Consider a multiple regression model for q4. Instead of using just q1 as the predictor in the model as in Example 25.5, use all previous sales q1–q3 to predict the fourth-quarter sale (q4). The path model representation is shown in the following path diagram:
You can transcribe this path diagram into the following PATH model specification:
proc calis data=sales; path q1 q2 q3 ---> q4; run;
In the path statement, the shorthand path specification
path q1 q2 q3 ---> q4;
is equivalent to the following specification:
path q1 ---> q4, q2 ---> q4, q3 ---> q4;
The shorthand notation provides a more convenient way to specify the path model. Some of the model fit statistics are shown in Output 25.6.1. This is a saturated model with perfect fit and zero degrees of freedom. Because the chi-square statistic is always smallest in a saturated model (with a zero chi-square value), it does not makes much sense to judge the model quality solely by looking at the chi-square value. However, a saturated model is useful for serving as a baseline model with which other nonsaturated competing models are compared.
In addition to the model fit chi-square statistic, Output 25.6.1 also shows Akaike’s information criterion (AIC), Bozdogan’s CAIC, and Schwarz’s Bayesian criterion (SBC) of the saturated model. The AIC, CAIC, and SBC are derived from information theory and henceforth they are referred to as the information-theoretic fit indices. These information-theoretic fit indices measure the model quality by taking the model parsimony into account. The root mean square error of approximation (RMSEA) also takes the model parsimony into account, but it is not an information-theoretic fit index. The values of these information-theoretic fit indices themselves do not indicate the quality of the model. However, when you fit several different models to the same data, you can order the models by these fit indices. The better the model, the smaller the fit index values. Unlike the chi-square statistic, these fit indices do not always favor a saturated model because a saturated model lacks model parsimony (the saturated model uses the most parameters to explain the data). The subsequent discussion uses these fit indices to select the "best" model for the sales data.

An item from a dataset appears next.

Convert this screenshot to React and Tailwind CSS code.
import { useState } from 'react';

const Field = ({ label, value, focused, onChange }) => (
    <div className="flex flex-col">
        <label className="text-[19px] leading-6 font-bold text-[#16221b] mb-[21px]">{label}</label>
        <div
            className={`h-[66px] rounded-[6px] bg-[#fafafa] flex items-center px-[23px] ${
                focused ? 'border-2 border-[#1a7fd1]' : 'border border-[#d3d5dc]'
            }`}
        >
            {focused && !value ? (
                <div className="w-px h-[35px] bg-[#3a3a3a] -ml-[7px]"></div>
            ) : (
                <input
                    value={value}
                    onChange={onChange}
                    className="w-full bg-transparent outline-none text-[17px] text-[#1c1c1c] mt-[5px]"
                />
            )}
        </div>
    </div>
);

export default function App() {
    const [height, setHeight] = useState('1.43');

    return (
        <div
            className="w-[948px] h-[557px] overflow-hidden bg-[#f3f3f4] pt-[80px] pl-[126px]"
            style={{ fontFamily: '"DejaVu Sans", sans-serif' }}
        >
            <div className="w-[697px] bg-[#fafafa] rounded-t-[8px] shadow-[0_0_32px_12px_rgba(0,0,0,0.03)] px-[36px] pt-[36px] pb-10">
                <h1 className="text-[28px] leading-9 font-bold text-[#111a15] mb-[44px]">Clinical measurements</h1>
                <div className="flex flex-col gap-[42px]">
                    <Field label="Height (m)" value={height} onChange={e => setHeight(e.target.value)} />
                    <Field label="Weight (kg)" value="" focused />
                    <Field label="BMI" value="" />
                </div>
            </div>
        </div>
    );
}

Output 25.6.2 shows the parameter estimates of the multiple regression model. In the first table, all path effect estimates are not statistically significant—that is, all values are less than 1.96. The next table in Output 25.6.2 shows the variance estimates of q1–q3 and the error variance estimate for q4. All of these estimates are significant. The last table in Output 25.6.2 shows the covariances among the exogenous variables q1–q3. These covariance estimates are small and are not statistically significant.
PATH List | ||||||
---|---|---|---|---|---|---|
Path | Parameter | Estimate | Standard Error |
t Value | ||
q1 | ---> | q4 | _Parm1 | 0.55980 | 0.64938 | 0.86205 |
q2 | ---> | q4 | _Parm2 | 0.58946 | 0.84558 | 0.69711 |
q3 | ---> | q4 | _Parm3 | 0.88290 | 0.51635 | 1.70988 |
In Output 25.6.2, the total number of parameter estimates is 10 (_Parm1–_Parm3 and _Add1–_Add7). Under the covariance structure model, these 10 parameters explain the 10 nonredundant elements in the covariance matrix for the sales data. That is why the model has a perfect fit with zero degrees of freedom.

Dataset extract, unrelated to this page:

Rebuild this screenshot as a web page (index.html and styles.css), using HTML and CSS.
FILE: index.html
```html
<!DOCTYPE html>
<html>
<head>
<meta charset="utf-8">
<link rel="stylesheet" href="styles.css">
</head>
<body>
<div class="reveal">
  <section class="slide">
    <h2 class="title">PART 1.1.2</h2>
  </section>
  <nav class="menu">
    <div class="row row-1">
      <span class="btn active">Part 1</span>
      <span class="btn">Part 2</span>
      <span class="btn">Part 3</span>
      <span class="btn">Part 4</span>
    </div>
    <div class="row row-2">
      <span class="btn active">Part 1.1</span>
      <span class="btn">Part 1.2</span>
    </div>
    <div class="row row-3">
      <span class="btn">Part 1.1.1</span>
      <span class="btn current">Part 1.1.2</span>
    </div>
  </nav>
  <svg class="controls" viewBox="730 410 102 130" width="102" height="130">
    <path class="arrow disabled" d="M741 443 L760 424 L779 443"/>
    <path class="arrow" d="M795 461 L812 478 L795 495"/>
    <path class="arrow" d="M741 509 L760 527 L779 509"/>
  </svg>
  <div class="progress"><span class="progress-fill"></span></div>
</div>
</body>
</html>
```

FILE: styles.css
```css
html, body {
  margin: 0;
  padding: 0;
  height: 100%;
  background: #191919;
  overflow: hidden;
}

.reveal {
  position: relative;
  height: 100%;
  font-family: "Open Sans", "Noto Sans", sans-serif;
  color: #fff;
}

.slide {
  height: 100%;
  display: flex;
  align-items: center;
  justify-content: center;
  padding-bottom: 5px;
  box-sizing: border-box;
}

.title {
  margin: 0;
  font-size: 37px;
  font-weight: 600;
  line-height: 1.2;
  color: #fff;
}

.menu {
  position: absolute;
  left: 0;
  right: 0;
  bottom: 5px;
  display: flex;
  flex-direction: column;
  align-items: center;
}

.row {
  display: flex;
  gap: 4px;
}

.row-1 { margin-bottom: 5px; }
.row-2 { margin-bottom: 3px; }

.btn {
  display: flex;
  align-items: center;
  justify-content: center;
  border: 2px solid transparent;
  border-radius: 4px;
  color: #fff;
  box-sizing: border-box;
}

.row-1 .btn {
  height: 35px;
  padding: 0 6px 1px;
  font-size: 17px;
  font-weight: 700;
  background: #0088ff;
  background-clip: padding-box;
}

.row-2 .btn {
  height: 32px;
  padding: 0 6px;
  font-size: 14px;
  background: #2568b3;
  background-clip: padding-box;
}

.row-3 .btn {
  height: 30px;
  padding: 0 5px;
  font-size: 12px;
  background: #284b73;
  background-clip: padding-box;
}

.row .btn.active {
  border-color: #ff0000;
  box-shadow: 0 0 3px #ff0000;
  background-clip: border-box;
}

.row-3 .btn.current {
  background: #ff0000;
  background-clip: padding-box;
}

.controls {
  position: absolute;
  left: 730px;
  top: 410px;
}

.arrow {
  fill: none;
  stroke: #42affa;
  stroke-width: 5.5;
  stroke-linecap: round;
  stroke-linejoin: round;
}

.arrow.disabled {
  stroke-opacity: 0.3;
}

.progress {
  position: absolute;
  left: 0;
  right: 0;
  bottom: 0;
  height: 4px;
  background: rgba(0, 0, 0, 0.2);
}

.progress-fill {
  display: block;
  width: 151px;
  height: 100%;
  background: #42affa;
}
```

In Output 25.6.2, notice that some parameters have the prefix '_Parm', while others have the prefix '_Add'. Both types of parameter names are generated by PROC CALIS. The parameters named with the '_Parm' prefix are those that were specified in the model, but were not named. In the current example, the parameters specified but not named are the path coefficients (effects) for the three paths in the PATH statement. The parameters named with the '_Add' prefix are default parameters added by PROC CALIS. In the current multiple regression example, the variances and covariances among the predictors (q1–q3) and the error variance for the outcome variable (q4) are default parameters in the model. In general, variances and covariances among exogenous variables and error variances of endogenous variables are default parameters in the PATH model. Avoid using parameter names with the '_Parm' and '_Add' prefixes to avoid confusion with parameters that are generated by PROC CALIS.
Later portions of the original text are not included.